**Goal of the exercise:** Examine the entries below, count the lines holding the string "that", and respond with the number only.

**A block of data:**
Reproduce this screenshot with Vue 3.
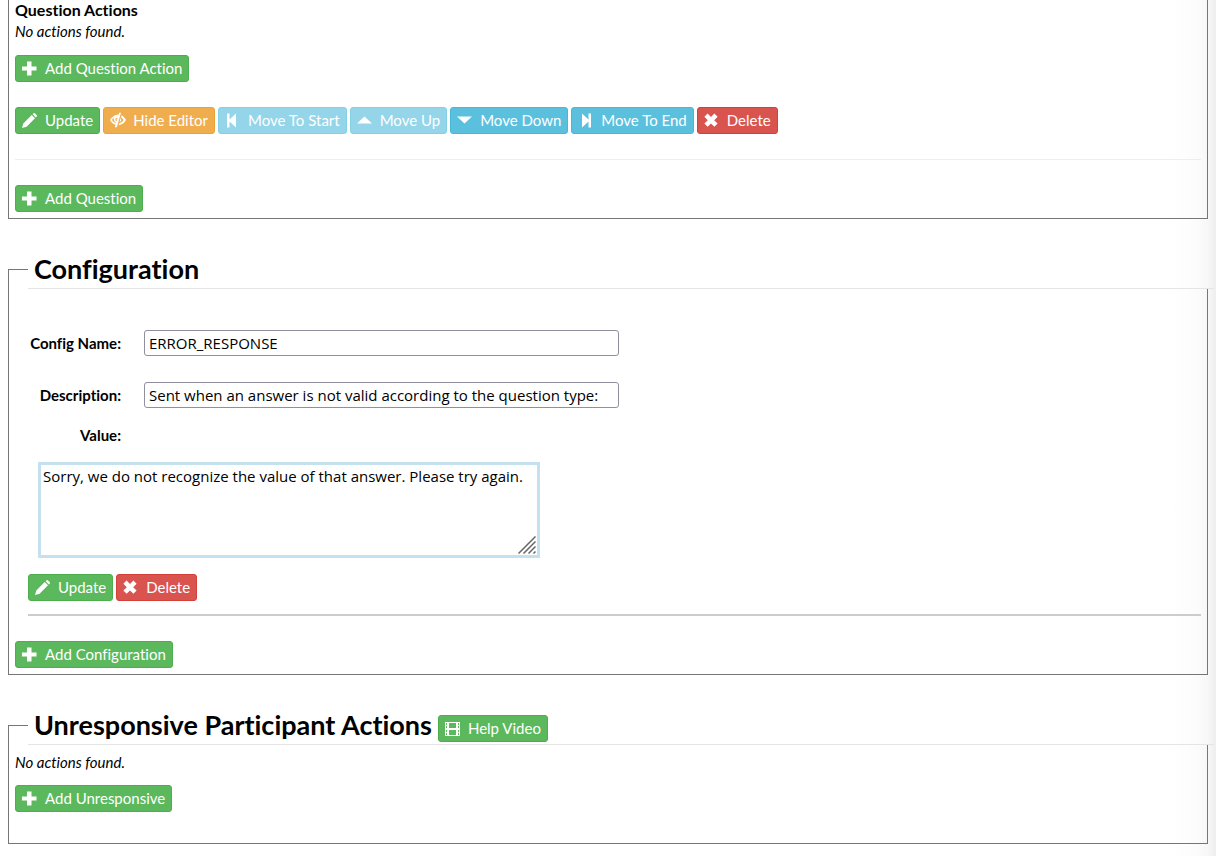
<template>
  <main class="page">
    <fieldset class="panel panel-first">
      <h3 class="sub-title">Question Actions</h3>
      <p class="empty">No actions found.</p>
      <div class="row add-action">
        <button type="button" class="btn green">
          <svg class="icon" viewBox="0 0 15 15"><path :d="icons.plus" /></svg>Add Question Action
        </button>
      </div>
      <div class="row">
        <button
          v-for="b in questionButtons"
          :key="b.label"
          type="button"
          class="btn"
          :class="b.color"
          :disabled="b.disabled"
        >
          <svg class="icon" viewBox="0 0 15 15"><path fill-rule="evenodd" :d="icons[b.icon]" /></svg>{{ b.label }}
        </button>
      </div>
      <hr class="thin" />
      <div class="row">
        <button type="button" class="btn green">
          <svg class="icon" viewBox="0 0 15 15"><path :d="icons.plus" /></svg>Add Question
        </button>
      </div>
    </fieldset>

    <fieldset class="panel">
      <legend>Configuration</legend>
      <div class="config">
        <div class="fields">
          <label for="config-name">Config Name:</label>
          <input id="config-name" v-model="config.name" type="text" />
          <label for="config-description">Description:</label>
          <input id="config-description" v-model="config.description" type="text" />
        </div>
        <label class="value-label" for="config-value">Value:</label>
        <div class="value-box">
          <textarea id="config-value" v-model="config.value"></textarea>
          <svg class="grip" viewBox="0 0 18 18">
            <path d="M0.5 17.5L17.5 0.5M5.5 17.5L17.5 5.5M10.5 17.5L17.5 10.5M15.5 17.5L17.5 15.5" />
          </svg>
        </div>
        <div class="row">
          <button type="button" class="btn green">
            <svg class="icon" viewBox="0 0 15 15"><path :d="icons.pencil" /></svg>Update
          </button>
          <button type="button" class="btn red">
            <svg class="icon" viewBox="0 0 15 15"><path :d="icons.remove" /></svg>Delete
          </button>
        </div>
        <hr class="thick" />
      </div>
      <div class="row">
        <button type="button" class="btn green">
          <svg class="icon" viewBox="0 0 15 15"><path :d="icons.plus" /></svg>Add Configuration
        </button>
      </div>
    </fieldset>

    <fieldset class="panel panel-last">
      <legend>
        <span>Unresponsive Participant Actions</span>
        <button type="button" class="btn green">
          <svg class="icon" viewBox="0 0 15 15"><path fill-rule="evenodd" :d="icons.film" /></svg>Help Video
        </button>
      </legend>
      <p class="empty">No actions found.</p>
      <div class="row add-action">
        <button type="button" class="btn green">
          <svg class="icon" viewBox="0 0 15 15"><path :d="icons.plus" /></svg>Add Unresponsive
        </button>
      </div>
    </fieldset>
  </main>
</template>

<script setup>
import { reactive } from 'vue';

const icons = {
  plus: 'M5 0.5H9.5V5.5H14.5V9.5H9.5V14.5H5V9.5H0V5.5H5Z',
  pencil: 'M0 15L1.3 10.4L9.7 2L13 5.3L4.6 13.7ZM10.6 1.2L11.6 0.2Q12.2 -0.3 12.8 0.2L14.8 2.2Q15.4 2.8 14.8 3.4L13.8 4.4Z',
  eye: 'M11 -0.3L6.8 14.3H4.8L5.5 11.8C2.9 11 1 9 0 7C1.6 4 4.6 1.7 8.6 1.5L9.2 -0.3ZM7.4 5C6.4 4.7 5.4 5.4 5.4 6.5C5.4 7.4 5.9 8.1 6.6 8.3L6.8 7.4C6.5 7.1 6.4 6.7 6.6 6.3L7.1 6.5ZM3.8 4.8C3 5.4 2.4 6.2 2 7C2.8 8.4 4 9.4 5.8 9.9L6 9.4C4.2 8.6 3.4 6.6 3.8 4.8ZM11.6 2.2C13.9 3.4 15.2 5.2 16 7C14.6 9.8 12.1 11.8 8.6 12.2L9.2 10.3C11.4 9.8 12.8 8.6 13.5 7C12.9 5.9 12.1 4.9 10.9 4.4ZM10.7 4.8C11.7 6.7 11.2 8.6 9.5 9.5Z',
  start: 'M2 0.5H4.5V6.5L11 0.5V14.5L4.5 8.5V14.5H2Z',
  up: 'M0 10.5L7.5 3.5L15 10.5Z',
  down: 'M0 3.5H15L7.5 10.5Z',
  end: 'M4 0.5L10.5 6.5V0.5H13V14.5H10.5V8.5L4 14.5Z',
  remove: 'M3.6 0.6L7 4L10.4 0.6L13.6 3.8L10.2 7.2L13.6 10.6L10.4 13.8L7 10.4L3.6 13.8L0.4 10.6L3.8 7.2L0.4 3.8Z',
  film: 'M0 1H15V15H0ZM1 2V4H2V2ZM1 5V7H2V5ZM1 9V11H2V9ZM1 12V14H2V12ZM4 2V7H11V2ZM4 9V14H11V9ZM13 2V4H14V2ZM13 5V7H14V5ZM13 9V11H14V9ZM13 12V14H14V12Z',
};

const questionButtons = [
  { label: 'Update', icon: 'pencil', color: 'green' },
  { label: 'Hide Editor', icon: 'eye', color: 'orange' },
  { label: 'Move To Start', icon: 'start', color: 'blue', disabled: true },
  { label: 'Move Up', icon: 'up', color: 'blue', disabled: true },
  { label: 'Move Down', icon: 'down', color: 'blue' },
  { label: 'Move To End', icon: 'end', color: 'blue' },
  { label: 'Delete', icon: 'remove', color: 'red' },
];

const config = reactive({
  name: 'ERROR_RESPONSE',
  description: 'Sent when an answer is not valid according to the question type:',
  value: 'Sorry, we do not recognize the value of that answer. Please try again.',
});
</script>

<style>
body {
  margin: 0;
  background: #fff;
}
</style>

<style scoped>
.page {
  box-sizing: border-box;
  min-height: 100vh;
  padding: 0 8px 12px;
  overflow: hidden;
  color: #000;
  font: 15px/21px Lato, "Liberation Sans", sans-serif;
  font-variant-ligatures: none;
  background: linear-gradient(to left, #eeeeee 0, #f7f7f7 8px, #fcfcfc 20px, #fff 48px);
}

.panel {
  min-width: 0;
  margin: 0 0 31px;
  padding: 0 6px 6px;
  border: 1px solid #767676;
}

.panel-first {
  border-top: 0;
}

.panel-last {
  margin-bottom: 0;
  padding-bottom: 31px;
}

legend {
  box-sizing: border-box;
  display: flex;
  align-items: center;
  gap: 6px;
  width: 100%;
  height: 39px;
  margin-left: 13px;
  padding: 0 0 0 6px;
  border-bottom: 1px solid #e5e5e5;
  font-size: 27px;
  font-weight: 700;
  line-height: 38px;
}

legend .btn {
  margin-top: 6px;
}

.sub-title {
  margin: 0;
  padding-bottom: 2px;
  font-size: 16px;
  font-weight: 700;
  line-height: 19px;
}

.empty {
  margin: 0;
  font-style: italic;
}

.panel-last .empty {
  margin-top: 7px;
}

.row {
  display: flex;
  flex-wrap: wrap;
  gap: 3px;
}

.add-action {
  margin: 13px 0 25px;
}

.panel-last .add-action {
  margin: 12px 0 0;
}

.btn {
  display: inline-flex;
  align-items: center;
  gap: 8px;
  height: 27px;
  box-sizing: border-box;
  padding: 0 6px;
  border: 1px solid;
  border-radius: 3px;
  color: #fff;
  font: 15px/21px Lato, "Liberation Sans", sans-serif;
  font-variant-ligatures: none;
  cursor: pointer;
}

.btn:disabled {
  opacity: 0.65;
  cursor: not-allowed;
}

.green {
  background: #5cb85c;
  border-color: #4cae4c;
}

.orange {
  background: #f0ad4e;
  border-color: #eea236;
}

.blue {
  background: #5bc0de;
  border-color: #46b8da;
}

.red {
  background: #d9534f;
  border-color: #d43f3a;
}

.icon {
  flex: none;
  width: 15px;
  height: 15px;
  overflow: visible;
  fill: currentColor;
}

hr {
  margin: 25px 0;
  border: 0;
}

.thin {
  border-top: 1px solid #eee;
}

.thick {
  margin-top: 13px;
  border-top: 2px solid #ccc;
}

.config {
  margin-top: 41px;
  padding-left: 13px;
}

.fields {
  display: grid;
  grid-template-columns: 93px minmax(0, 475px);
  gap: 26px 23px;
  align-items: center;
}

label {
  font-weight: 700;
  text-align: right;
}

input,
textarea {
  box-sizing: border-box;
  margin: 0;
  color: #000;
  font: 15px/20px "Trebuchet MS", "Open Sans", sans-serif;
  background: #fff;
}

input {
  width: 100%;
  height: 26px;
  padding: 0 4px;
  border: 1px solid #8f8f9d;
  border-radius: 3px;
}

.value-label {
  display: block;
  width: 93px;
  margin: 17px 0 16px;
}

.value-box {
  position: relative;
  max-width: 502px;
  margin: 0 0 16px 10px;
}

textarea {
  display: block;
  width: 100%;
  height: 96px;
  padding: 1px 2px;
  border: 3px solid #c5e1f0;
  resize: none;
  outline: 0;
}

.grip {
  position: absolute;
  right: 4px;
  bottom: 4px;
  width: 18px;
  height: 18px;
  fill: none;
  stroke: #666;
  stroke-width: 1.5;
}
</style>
--
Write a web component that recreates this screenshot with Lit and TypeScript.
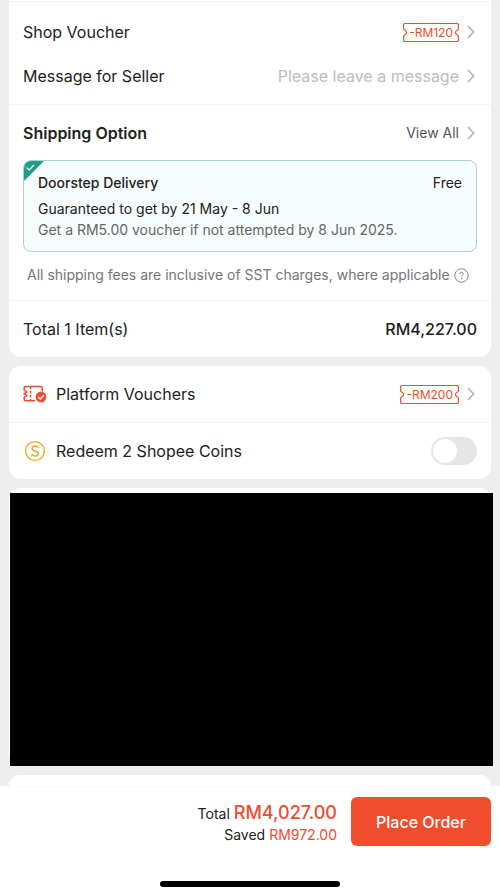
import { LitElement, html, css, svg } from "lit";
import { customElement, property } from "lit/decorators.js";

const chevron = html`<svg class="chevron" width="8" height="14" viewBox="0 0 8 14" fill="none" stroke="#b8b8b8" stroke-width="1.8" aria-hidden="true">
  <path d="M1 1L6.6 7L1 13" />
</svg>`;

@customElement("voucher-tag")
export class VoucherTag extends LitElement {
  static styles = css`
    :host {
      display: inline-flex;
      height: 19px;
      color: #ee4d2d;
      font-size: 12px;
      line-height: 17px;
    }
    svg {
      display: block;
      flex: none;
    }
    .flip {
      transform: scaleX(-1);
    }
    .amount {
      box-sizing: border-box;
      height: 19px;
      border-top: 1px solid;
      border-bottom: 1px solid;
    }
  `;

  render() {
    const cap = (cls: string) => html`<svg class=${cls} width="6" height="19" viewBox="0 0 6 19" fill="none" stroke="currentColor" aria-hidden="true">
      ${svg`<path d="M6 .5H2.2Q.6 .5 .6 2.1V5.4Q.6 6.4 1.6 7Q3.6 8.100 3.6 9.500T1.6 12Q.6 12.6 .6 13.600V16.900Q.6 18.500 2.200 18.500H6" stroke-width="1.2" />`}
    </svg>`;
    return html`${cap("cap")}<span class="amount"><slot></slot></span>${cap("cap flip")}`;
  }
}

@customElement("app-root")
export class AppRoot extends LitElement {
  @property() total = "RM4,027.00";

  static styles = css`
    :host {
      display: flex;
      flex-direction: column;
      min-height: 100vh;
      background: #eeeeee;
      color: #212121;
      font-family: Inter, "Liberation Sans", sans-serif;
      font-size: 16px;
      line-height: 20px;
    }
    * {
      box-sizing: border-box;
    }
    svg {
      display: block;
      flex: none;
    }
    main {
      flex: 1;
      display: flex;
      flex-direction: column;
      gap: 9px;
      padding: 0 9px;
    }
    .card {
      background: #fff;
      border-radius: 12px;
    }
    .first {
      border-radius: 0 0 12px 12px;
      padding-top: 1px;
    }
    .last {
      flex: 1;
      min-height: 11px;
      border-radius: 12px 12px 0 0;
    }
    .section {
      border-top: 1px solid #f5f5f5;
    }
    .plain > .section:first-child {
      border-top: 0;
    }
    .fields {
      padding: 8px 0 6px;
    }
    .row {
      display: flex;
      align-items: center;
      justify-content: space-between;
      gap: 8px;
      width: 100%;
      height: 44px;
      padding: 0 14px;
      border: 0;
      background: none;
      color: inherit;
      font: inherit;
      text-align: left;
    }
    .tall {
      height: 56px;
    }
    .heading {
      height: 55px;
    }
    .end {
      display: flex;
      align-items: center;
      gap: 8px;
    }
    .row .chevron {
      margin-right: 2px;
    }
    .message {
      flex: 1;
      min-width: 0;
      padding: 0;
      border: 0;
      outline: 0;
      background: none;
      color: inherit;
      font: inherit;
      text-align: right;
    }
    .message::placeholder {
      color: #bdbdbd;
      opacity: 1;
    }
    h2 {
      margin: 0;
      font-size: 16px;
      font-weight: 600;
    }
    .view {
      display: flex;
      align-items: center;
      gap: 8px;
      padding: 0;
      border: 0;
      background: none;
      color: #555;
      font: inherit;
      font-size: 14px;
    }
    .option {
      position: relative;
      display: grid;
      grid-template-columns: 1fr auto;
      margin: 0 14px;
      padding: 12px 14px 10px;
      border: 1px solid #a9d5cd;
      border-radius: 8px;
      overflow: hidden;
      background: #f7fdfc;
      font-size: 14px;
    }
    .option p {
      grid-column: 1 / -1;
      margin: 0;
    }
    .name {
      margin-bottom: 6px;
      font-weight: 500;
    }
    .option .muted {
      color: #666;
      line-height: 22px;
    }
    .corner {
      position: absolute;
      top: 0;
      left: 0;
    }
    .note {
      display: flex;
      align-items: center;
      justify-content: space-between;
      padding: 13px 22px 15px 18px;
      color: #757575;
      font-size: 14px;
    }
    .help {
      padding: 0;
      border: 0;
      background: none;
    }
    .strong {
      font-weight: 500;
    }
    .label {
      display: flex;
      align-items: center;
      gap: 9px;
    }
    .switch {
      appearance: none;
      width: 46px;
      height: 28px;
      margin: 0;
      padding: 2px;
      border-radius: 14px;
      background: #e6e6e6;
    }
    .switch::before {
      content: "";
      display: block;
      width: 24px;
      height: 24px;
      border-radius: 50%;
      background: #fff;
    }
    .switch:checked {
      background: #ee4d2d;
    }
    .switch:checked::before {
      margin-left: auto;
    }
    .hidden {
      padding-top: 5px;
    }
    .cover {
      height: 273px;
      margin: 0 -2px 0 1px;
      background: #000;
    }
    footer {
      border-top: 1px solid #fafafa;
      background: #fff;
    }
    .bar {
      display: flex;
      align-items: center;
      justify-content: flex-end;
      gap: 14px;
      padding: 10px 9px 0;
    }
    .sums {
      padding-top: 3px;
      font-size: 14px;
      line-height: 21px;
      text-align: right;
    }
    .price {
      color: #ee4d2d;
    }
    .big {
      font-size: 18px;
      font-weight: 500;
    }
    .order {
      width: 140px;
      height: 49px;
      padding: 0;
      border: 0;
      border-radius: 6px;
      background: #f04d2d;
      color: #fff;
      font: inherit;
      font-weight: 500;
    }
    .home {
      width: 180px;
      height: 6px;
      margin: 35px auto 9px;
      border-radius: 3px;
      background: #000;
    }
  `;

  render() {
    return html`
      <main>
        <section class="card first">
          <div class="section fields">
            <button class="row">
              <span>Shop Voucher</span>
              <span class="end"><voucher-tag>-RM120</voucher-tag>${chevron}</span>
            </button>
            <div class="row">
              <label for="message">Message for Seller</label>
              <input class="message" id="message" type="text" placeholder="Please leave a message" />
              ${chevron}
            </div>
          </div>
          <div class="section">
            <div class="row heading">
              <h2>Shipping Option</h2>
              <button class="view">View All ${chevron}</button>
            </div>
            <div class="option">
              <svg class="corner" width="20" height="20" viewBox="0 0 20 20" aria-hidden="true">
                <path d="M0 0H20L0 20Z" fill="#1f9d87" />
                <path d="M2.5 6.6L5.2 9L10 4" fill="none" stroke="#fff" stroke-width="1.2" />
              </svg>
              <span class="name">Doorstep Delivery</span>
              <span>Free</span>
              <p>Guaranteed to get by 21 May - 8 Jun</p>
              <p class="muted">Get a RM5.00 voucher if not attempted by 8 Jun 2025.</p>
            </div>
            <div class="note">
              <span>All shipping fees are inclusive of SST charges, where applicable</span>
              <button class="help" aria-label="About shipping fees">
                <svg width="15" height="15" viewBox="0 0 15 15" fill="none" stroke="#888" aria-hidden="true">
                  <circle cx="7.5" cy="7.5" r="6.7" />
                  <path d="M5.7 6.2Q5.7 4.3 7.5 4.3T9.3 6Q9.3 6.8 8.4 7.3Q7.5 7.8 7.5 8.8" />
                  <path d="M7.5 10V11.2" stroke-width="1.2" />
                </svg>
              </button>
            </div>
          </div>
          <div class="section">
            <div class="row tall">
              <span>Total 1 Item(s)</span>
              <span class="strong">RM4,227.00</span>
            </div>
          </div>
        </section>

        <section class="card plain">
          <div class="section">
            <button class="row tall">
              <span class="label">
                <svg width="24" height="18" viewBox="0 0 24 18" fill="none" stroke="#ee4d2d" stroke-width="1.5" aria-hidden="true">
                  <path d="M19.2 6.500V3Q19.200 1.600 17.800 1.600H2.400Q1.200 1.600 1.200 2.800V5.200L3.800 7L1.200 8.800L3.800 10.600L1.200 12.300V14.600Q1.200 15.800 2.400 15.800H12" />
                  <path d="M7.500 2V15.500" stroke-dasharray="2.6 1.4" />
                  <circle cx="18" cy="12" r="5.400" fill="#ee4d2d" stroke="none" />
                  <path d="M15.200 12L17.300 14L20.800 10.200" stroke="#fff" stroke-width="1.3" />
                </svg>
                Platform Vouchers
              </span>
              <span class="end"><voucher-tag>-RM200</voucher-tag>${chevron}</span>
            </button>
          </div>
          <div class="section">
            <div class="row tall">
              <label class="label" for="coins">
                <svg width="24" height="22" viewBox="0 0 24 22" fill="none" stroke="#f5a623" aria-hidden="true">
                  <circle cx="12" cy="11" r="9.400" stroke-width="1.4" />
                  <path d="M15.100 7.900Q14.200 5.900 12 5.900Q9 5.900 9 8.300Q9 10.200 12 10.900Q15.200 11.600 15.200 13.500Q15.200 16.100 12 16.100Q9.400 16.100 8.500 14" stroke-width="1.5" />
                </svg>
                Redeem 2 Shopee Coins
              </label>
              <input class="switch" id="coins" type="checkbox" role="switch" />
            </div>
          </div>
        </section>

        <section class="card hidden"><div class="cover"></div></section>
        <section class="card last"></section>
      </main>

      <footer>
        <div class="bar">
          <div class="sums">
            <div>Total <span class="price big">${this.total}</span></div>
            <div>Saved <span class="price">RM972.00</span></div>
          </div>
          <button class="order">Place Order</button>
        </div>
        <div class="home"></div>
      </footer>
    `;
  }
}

**Response:** 2